Start of Material
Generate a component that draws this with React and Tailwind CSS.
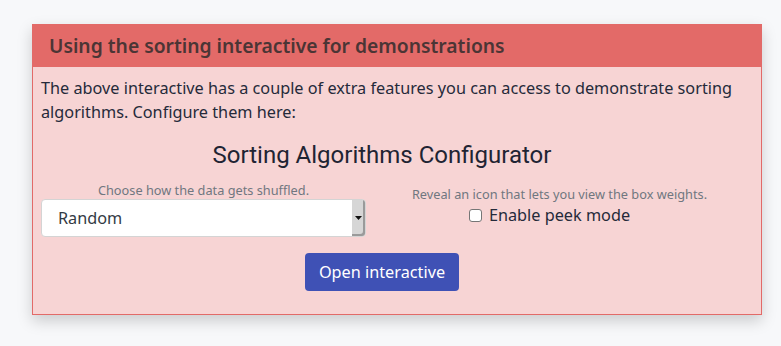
export default function App() {
  return (
    <div className="min-h-[346px] bg-[#f7f8fa] pt-[24px] pl-[32px]" style={{ fontFamily: '"Noto Sans", sans-serif' }}>
      <div className="w-[730px] border border-[#e26a68] bg-[#f7d4d4] shadow-[0_6px_14px_rgba(0,0,0,0.18)]">
        <div className="flex h-[42px] items-center bg-[#e36a68] px-[16px]">
          <h2 className="text-[19.3px] font-semibold text-[#4b3535]">Using the sorting interactive for demonstrations</h2>
        </div>
        <div className="px-[8px] pt-[9px] pb-[23px]">
          <p className="text-[16.25px] leading-[24px] text-[#252a3a]">
            The above interactive has a couple of extra features you can access to demonstrate sorting algorithms. Configure them here:
          </p>
          <h3 className="mt-[17px] pr-[30px] text-center text-[24px] leading-[28px] text-[#1f2433]" style={{ fontFamily: "Roboto, sans-serif" }}>
            Sorting Algorithms Configurator
          </h3>
          <div className="mt-[12px] flex">
            <div className="w-[325px]">
              <p className="text-center text-[12.75px] leading-[18px] text-[#707780]">Choose how the data gets shuffled.</p>
              <div className="flex h-[38px] items-stretch rounded-[4px] border border-[#d4d4d4] bg-white">
                <span className="flex flex-1 items-center pl-[16px] text-[16.25px] text-[#333a44]">Random</span>
                <span className="flex w-[13px] items-center justify-center rounded-r-[3px] bg-[#d6d6d6] shadow-[inset_-2px_-2px_0_#9a9a9a]">
                  <svg width="7" height="4" viewBox="0 0 7 4"><path d="M0 0h7L3.5 4z" fill="#111" /></svg>
                </span>
              </div>
            </div>
            <div className="flex-1 pt-[4px] text-center">
              <p className="text-[12.75px] leading-[18px] text-[#707780]">Reveal an icon that lets you view the box weights.</p>
              <label className="mr-[20px] inline-flex h-[24px] items-center gap-[7px] text-[16.25px] text-[#252a3a]">
                <span className="inline-block h-[13px] w-[13px] rounded-[3px] border border-[#767676] bg-white" />
                Enable peek mode
              </label>
            </div>
          </div>
          <div className="mt-[16px] flex justify-center pr-[30px]">
            <button className="h-[38px] rounded-[4px] bg-[#3f51b5] px-[14px] text-[16.25px] text-white">Open interactive</button>
          </div>
        </div>
      </div>
    </div>
  );
}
End of Material
● What is asked: Locate all lines holding the word "that", then copy them out.

● Answer:
Generate a component that draws this with React and Tailwind CSS.
              <p className="text-[12.75px] leading-[18px] text-[#707780]">Reveal an icon that lets you view the box weights.</p>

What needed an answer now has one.